The 336K jump in headline payrolls – the biggest since January – was stunning when considering that it was not only above the highest Wall Street estimate but was a 6-sigma beat to expectations.

While part-time workers rose for the third consecutive month to 27.336 million and the highest since January, full-time workers have decline for three straight months, and at 134.167 million, this was the lowest number going back to February!

Looking at the numbers first hand, You wouldn’t be far off if you concluded that most of the job gains in September were either from part-time workers or multiple jobholders forced to get another job in addition to their current one, and thus be counted by the BLS as two distinct jobs (or more). Also one stark observation on the multiple jobholders: In September, the subset of multiple jobholders who held both a primary and secondary full-time job just hit an all time high.

The S&P 500rose 1.5%, the Dow Jones Industrial Average fell 1.3%, 417 points, Nasdaq rose 1.7%. Treasury yields retreated from session highs, but upside was supported by growing bets on another Federal Reserve rate hike by the end of year ticked higher.
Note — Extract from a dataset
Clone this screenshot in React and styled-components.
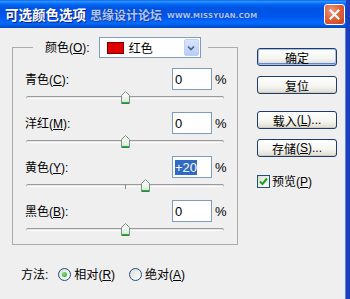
import React from 'react';
import styled, { createGlobalStyle } from 'styled-components';

const GlobalStyle = createGlobalStyle`
  html, body { margin: 0; padding: 0; }
  body {
    background: #efefef;
    font-family: Tahoma, "Liberation Sans", "Noto Sans CJK SC", sans-serif;
    font-size: 12px;
    color: #000;
  }
`;

const Window = styled.div`
  width: 350px;
  height: 299px;
  box-sizing: border-box;
  border-right: 4px solid #1a3fbf;
  box-shadow: inset -1px 0 0 #5f86e6;
  background: #efefef;
  display: flex;
  flex-direction: column;
  overflow: hidden;
`;

const TitleBar = styled.div`
  height: 28px;
  flex: 0 0 28px;
  display: flex;
  align-items: center;
  padding: 0 1px 0 5px;
  background: linear-gradient(#0058ee 0%, #3593ff 4%, #288eff 7%, #127dff 10%, #036ffc 14%, #0262ee 18%, #0057e5 24%, #0054e3 30%, #0055eb 56%, #005bf5 66%, #026afe 78%, #0062ef 88%, #0052d6 94%, #0048c0 100%);
`;

const Title = styled.span`
  font-family: "Noto Sans CJK SC", sans-serif;
  font-weight: 700;
  font-size: 13.5px;
  color: #fff;
  text-shadow: 1px 1px 0 #0a1e8a;
`;

const Mark = styled.span`
  font-family: "Noto Sans CJK SC", sans-serif;
  font-weight: 700;
  font-size: 12px;
  margin-left: 4px;
  color: #a9c9ff;
  text-shadow: 0 0 1px #0a2a9a, 1px 1px 0 #1b3fa8;
`;

const Url = styled.span`
  font-family: "DejaVu Sans", sans-serif;
  font-weight: 700;
  font-size: 7px;
  letter-spacing: 0.2px;
  margin: 3px 0 0 5px;
  color: #a9c9ff;
  text-shadow: 0 0 1px #0a2a9a;
`;

const Close = styled.div`
  margin-left: auto;
  width: 21px;
  height: 21px;
  box-sizing: border-box;
  border: 1px solid #fff;
  border-radius: 3px;
  background: radial-gradient(circle at 35% 30%, #f09a7c 0%, #e2623d 45%, #c8421c 100%);
  display: flex;
  align-items: center;
  justify-content: center;
`;

const Body = styled.div`
  flex: 0 0 auto;
  display: flex;
  align-items: flex-start;
  padding: 9px 0 0 12px;
`;

const LeftCol = styled.div`
  flex: 0 0 226px;
  display: flex;
  flex-direction: column;
`;

const Group = styled.fieldset`
  flex: 0 0 auto;
  margin: 0;
  width: 226px;
  box-sizing: border-box;
  min-width: 0;
  padding: 10px 10px 0 12px;
  border: 1px solid #acacac;
`;

const Legend = styled.legend`
  margin-left: 8px;
  padding: 0 7px 0 12px;
`;

const LegendInner = styled.div`
  display: flex;
  align-items: center;
  gap: 9px;
`;

const Label = styled.span`
  font-family: "Noto Sans CJK SC", sans-serif;
  font-size: 12px;
  line-height: 16px;
  white-space: nowrap;
  u, .l { font-family: Tahoma, "Liberation Sans", sans-serif; }
`;

const Select = styled.div`
  width: 102px;
  height: 21px;
  box-sizing: border-box;
  border: 1px solid #7f9db9;
  background: #fff;
  display: flex;
  align-items: center;
  padding-left: 7px;
`;

const Swatch = styled.span`
  width: 15px;
  height: 10px;
  background: ${p => p.color};
  border: 1px solid #7a0000;
  margin-right: 5px;
`;

const Arrow = styled.div`
  margin-left: auto;
  width: 15px;
  height: 17px;
  margin-right: 1px;
  border-radius: 2px;
  background: linear-gradient(#d9e5fd, #b8cdf8);
  border: 1px solid #bcd0f8;
  box-sizing: border-box;
  display: flex;
  align-items: center;
  justify-content: center;
`;

const Channel = styled.div`
  height: 44px;
  flex: 0 0 44px;
`;

const Row = styled.div`
  display: grid;
  grid-template-columns: 1fr 40px 12px;
  column-gap: 3px;
  align-items: center;
  height: 22px;
`;

const Field = styled.div`
  height: 22px;
  box-sizing: border-box;
  border: 1px solid #7f9db9;
  background: #fff;
  padding-left: 2px;
  display: flex;
  align-items: center;
  font-family: Tahoma, "Liberation Sans", sans-serif;
  font-size: 13px;
`;

const Selected = styled.span`
  background: #316ac5;
  color: #fff;
  line-height: 15px;
`;

const Pct = styled.span`
  font-family: Tahoma, "Liberation Sans", sans-serif;
  font-size: 13px;
`;

const Slider = styled.div`
  position: relative;
  height: 13px;
  margin: 1px 3px 0 1px;
  display: flex;
  align-items: center;
`;

const Track = styled.div`
  flex: 1;
  height: 3px;
  box-sizing: border-box;
  border: 1px solid #b4b4b4;
  border-top-color: #9a9a9a;
  border-bottom-color: #ffffff;
  border-radius: 2px;
  background: #e6e6e6;
`;

const Tick = styled.div`
  position: absolute;
  left: 50%;
  top: 5px;
  width: 1px;
  height: 5px;
  background: #8f8f8f;
`;

const Thumb = styled.svg`
  position: absolute;
  top: 0;
  margin-left: -4px;
`;

const Method = styled.div`
  display: flex;
  align-items: center;
  margin-top: 21px;
  padding-left: 9px;
  height: 16px;
`;

const Radio = styled.span`
  width: 13px;
  height: 13px;
  box-sizing: border-box;
  border-radius: 50%;
  border: 1px solid #1c5180;
  background: linear-gradient(135deg, #dcdcd6, #fff);
  display: flex;
  align-items: center;
  justify-content: center;
  margin: 0 3px 0 ${p => p.gap}px;
`;

const Dot = styled.span`
  width: 5px;
  height: 5px;
  border-radius: 50%;
  background: radial-gradient(circle at 40% 35%, #7ee27e, #21a121);
`;

const RightCol = styled.div`
  flex: 0 0 80px;
  margin: 11px 0 0 19px;
  display: flex;
  flex-direction: column;
`;

const Button = styled.div`
  height: 18px;
  box-sizing: border-box;
  margin-top: ${p => p.top}px;
  border: 1px solid #1f3b66;
  border-radius: 3px;
  background: linear-gradient(#ffffff, #f4f4f0 60%, #dedad0);
  box-shadow: ${p => (p.primary ? 'inset 0 0 0 1px #a8c2f0, inset 0 -1px 0 1px #5d86d6' : 'inset 0 -1px 0 #d0ccc0')};
  display: flex;
  align-items: center;
  justify-content: center;
  font-family: "Noto Sans CJK SC", sans-serif;
  font-size: 12px;
  u, .l { font-family: Tahoma, "Liberation Sans", sans-serif; }
`;

const Check = styled.div`
  display: flex;
  align-items: center;
  margin-top: 16px;
`;

const Box = styled.span`
  width: 13px;
  height: 13px;
  box-sizing: border-box;
  border: 1px solid #1c5180;
  background: linear-gradient(135deg, #dcdcd6, #fff);
  margin-right: 2px;
  display: flex;
  align-items: center;
  justify-content: center;
`;

const channels = [
  { name: '青色', key: 'C', value: 0 },
  { name: '洋红', key: 'M', value: 0 },
  { name: '黄色', key: 'Y', value: 20, selected: true },
  { name: '黑色', key: 'B', value: 0 },
];

const SliderThumb = ({ value }) => (
  <Thumb width="9" height="13" viewBox="0 0 9 13" style={{ left: `${50 + value / 2}%` }}>
    <defs>
      <linearGradient id="tg" x1="0" y1="0" x2="0" y2="1">
        <stop offset="0" stopColor="#ffffff" />
        <stop offset="0.7" stopColor="#e4f2e4" />
        <stop offset="1" stopColor="#b9dcb9" />
      </linearGradient>
    </defs>
    <polygon points="0.5,4.5 4.5,0.5 8.5,4.5 8.5,12.5 0.5,12.5" fill="url(#tg)" stroke="#7d8f88" />
    <line x1="1" y1="11.5" x2="8" y2="11.5" stroke="#37a64a" />
    <line x1="1" y1="12.5" x2="8" y2="12.5" stroke="#2a8a3a" />
  </Thumb>
);

const Key = ({ k }) => (
  <span className="l">(<u>{k}</u>)</span>
);

export default function App() {
  return (
    <>
      <GlobalStyle />
      <Window>
        <TitleBar>
          <Title>可选颜色选项</Title>
          <Mark>思缘设计论坛</Mark>
          <Url>WWW.MISSYUAN.COM</Url>
          <Close>
            <svg width="11" height="11" viewBox="0 0 11 11">
              <path d="M1.5 1.5 L9.5 9.5 M9.5 1.5 L1.5 9.5" stroke="#fff" strokeWidth="2.2" strokeLinecap="square" />
            </svg>
          </Close>
        </TitleBar>
        <Body>
          <LeftCol>
            <Group>
              <Legend>
                <LegendInner>
                  <Label>颜色<Key k="O" /><span className="l">:</span></Label>
                  <Select>
                    <Swatch color="#e00000" />
                    <Label>红色</Label>
                    <Arrow>
                      <svg width="8" height="6" viewBox="0 0 8 6">
                        <path d="M1 1.5 L4 4.5 L7 1.5" stroke="#4d6185" strokeWidth="1.6" fill="none" />
                      </svg>
                    </Arrow>
                  </Select>
                </LegendInner>
              </Legend>
              {channels.map(c => (
                <Channel key={c.key}>
                  <Row>
                    <Label>{c.name}<Key k={c.key} /><span className="l">:</span></Label>
                    <Field>
                      {c.selected ? <Selected>+{c.value}</Selected> : c.value}
                    </Field>
                    <Pct>%</Pct>
                  </Row>
                  <Slider>
                    <Track />
                    <Tick />
                    <SliderThumb value={c.value} />
                  </Slider>
                </Channel>
              ))}
            </Group>
            <Method>
              <Label>方法<span className="l">:</span></Label>
              <Radio gap={10}><Dot /></Radio>
              <Label>相对<Key k="R" /></Label>
              <Radio gap={14} />
              <Label>绝对<Key k="A" /></Label>
            </Method>
          </LeftCol>
          <RightCol>
            <Button primary top={0}>确定</Button>
            <Button top={10}>复位</Button>
            <Button top={17}>载入<Key k="L" /><span className="l">...</span></Button>
            <Button top={10}>存储<Key k="S" /><span className="l">...</span></Button>
            <Check>
              <Box>
                <svg width="9" height="9" viewBox="0 0 9 9">
                  <path d="M1 4.5 L3.5 7 L8 1.5" stroke="#21a121" strokeWidth="2" fill="none" />
                </svg>
              </Box>
              <Label>预览<Key k="P" /></Label>
            </Check>
          </RightCol>
        </Body>
      </Window>
    </>
  );
}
At the end of the day the question arises whether or not the jobs report would cast out on another rate hike for the Fed this year? Well as of now it hasn’t as it keeps a rate hike in play and it also pushed out expectations for a rate cut next year to September from July, for the time being we can expect to see the dollar rally persist, the yields remain high. So it all now rests on next week’s US inflation report.

Till then, Trade Safe. Happy Trading .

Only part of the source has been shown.